Meals will be minimalist with dessert the main feature – the sweeter the better. Walking frames will feel like magic carpets, and bingo will be outlawed. With laxative-laced nightcaps, that old foe, constipation, will be banished forever. If you are an ageing agitator still yearning for a political fix, a bus will pick you up once a week and deliver you to a public space where you can make a lot of noise and sing We Shall Overcome.

Because you will have. You will be off in your own little world. Never again will you freak out when one of those terrifying TV ads for funeral insurance or the right super scheme come on reminding you that you won't have enough to live on until you get to your own funeral. You won't even notice when the kids and grandkids don't turn up.

That is, if you even have kids. Many boomers chose not to reproduce or misplaced them somewhere along the way. Or maybe you just started hiding under the bed whenever they dropped round to visit. A woman I know told me she hasn't seen or spoken to her kids in 30 years. "I can't stand them," she said. "They're so damn boring."
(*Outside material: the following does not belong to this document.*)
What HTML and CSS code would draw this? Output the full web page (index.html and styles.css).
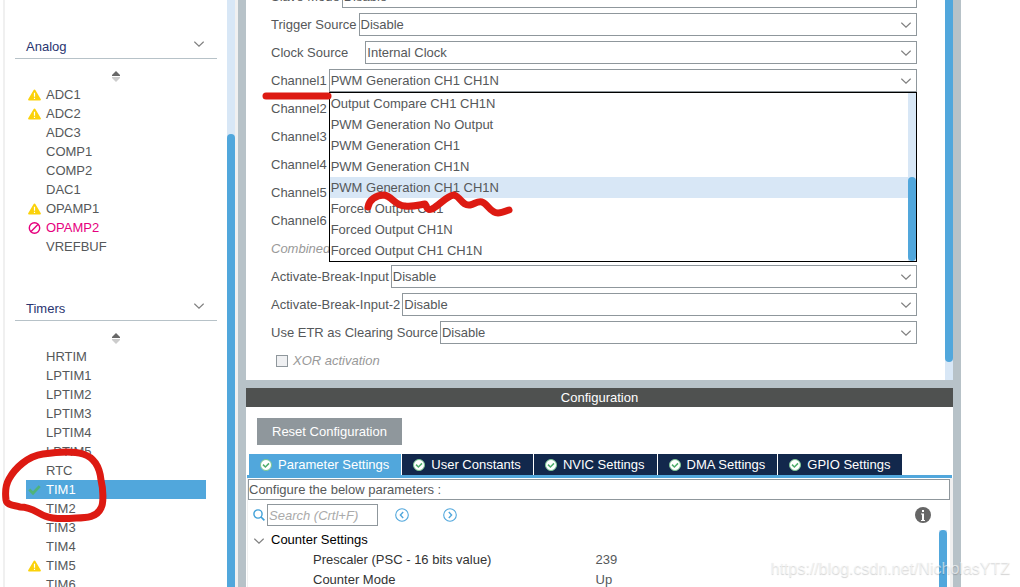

But even if you do have them – and actually like them – there is no guarantee that they are going to be there for you in your old age. Unless, of course, they never left home in the first place, in which case, you may be the one longing to flee.

For those who would prefer an unending trip without the drugs, there is always the cruise ship. Retirement on water. This option first popped up looking suspiciously like an urban myth: octogenarians floating around the world in luxury, enjoying the delights of a never-ending buffet – and an escort to deliver you right to the table. Cabin steward service promised to put an end to a lifetime of dreary housework, and a spa and beauty parlour guaranteed you looking hot if you felt like busting some moves on the dance floor with an ever-changing cast of characters. Dancing is very good for preventing Alzheimer's, as is playing bridge, which is also a big hit on cruise ships.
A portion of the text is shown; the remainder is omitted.